The notion of “church shopping” first became a possibility in 20th century America. Consider just how odd this concept would be in any other era of the church. The early church, spread out across the Mediterranean, met in homes. Individuals and families who came to believe that Jesus was Messiah and Lord would naturally go to the house church of their neighbors who told them the good news. And because of the church’s small size, there were very few homes in any given geographic region that met. The only hint of any competition we see in the New Testament is Paul addressing the Corinthian Church:
“For it has been reported to me by Chloe’s people that there is quarreling among you, my brothers. What I mean is that each one of you says, “I follow Paul,’ or ‘I follow Apollos,’ or ‘I follow Cephas,’ or ‘I follow Christ.’ Is Christ divided? Was Paul crucified for you? Or were you baptized in the name of Paul?”[i]
Notice how different this is from our circumstance, though. Even while claiming the authority of different teachers (Paul, Apollos, Cephas (Peter), or Jesus), these groups were still meeting and worshiping together! Even so, Paul demolishes such divisions: there can be none but Christ who is the authority. But they were at least meeting under the same roof.
Today, doctrinal distinctions are only the beginning of our differences within the church (I am Reformed; I am charismatic; I follow Bethel; I am a Furtick guy). The fact that we split up over doctrinal differences is a given. How we choose a church based on things like worship style and programs—that would have been completely foreign to Paul.
Fast forward to the formation of the Roman Catholic Church on through to the Reformation and you had, actually, a fairly similar experience of the local church to those in the early church. The Roman Catholic Church is a church that spans the globe and yet is made up of various parishes, with nary a square foot overlapping. For a millennia and a half there was no choice of what church you attended: you attended your local parish. The Reformation, believe it or not, didn’t change this reality. Due to the geo-political realities after the Reformation, very few people had a choice. Most were still given one choice. Whether you were a peasant in Luther’s Germany or Calvin’s Geneva or in Roman Catholic Naples, you attended the only church available to you.
The reality we currently live in, then, where I can select any number of dozens (or hundreds!) of churches within a 15-mile radius of my home is a radically contemporary phenomenon. And in a post-denominational world, it is even more exacerbated. In the 19th and early 20th Centuries, such choices existed, but most people were rooted within one tradition, we and thus the appearance of choice was nothing more than an appearance. Today few people have a strong denominational commitment, and churches have followed this drift into a post-denominational reality.
What this means, then, is that there has become a mutually reinforcing consumeristic beast that has grown up in the church marketplace. In this world we choose churches based on how we have been trained culturally as both consumers and churches are reshaped as retailers of a spiritual product: peddling our wares with little differentiation from the shopping mall.

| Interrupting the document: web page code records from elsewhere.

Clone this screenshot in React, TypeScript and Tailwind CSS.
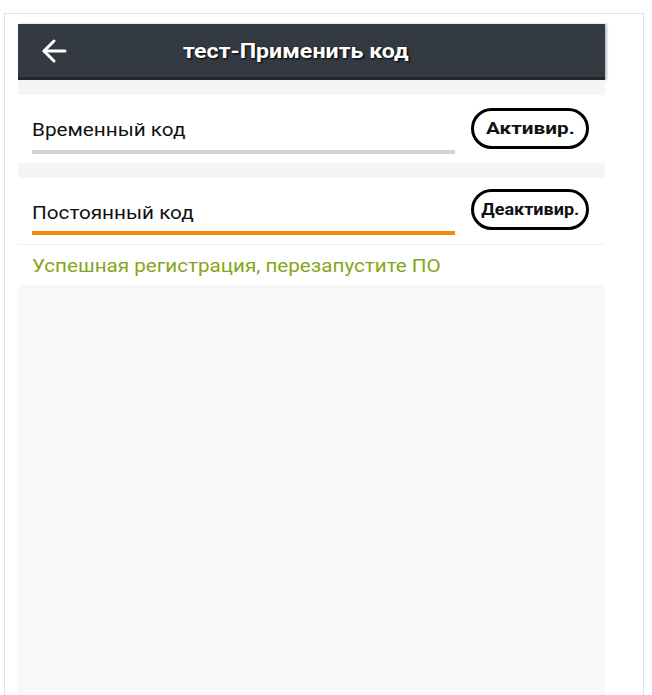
import React from 'react';

const codes = [
  { label: 'Временный код', action: 'Активир.', stretch: 'scale-x-[1.22]', line: 'bg-[#d3d3d3]', btnTop: 'mt-[13px]', rowH: 'h-[68px]' },
  { label: 'Постоянный код', action: 'Деактивир.', stretch: 'scale-x-[1.06]', line: 'bg-[#f08c0a]', btnTop: 'mt-[11px]', rowH: 'h-[67px]' },
];

const App = () => {
  return (
    <div className="h-[695px] overflow-hidden bg-white font-['Roboto',sans-serif]">
      <div className="ml-[4px] mt-[13px] flex h-[682px] w-[640px] flex-col border border-b-0 border-[#e2e2e2] pl-[13px] pt-[10px]">
        <div className="flex h-[671px] w-[587px] flex-col">
          {/* header */}
          <div className="flex h-[56px] items-center border-b-[3px] border-[#22262b] bg-[#343a42] pl-[23px] shadow-[2px_0_2px_rgba(0,0,0,0.25)]">
            <svg width="26" height="26" viewBox="0 0 26 26" fill="none" stroke="white" strokeWidth="3" strokeLinecap="round" strokeLinejoin="round">
              <path d="M24 13H3" />
              <path d="M13 3 3 13l10 10" />
            </svg>
            <h1 className="ml-[116px] inline-block origin-left scale-x-[1.16] text-[20px] font-bold leading-none text-white [text-shadow:1px_1px_2px_#000]">
              тест-Применить код
            </h1>
          </div>

          <div className="h-[15px] bg-[#f5f5f5]" />

          {codes.map((c, i) => (
            <React.Fragment key={c.label}>
              {i > 0 && <div className="h-[15px] bg-[#f5f5f5]" />}
              <div className={`flex items-start bg-white pl-[14px] pr-[16px] ${c.rowH} ${i === 1 ? 'border-b border-[#f0f0f0]' : ''}`}>
                <div className="w-[423px] pt-[23px]">
                  <div className="origin-left scale-x-[1.15] text-[18px] leading-6 text-[#111]">{c.label}</div>
                  <div className={`h-[4px] ${c.line} ${i === 0 ? 'mt-[8px]' : 'mt-[6px]'}`} />
                </div>
                <button
                  className={`ml-auto flex h-[41px] w-[118px] items-center justify-center rounded-full border-[3px] border-black bg-white text-[17px] font-bold text-[#111] ${c.btnTop}`}
                >
                  <span className={`inline-block ${c.stretch}`}>{c.action}</span>
                </button>
              </div>
            </React.Fragment>
          ))}

          <div className="h-[40px] bg-white pl-[14px] pt-[9px]">
            <div className="origin-left scale-x-[1.146] text-[18px] leading-6 text-[#86a61a]">
              Успешная регистрация, перезапустите ПО
            </div>
          </div>

          <div className="flex-1 bg-[#f8f8f8]" />
        </div>
      </div>
    </div>
  );
};

export default App;
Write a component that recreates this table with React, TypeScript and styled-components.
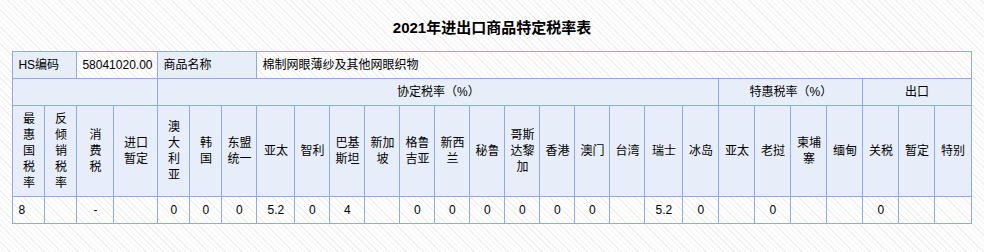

Church shopping might feel as natural as selecting your favorite grocery store, but we ought to pause and consider the ramifications of having church shopping be part of our lives. There are gifts of church shopping. It is a good thing to be able to leave a church when it stops proclaiming the gospel or offering self-help instead of the Word of God. I am grateful people can leave churches where there are abuses of power. But the ease at which we can and do move from church to church comes with a significant cost attached.
How are we to be the contributors to the family of God we are intended to be when our posture is that of a shopper? How are we to care meaningfully for the people of God when we are perpetually dating the church? How are we to pray for the needs of the leaders and our fellow brothers and sisters in Christ when we are perpetual “just checking things out”?
Church shopping is odd. It’s time we recognize its impact on us and God’s family.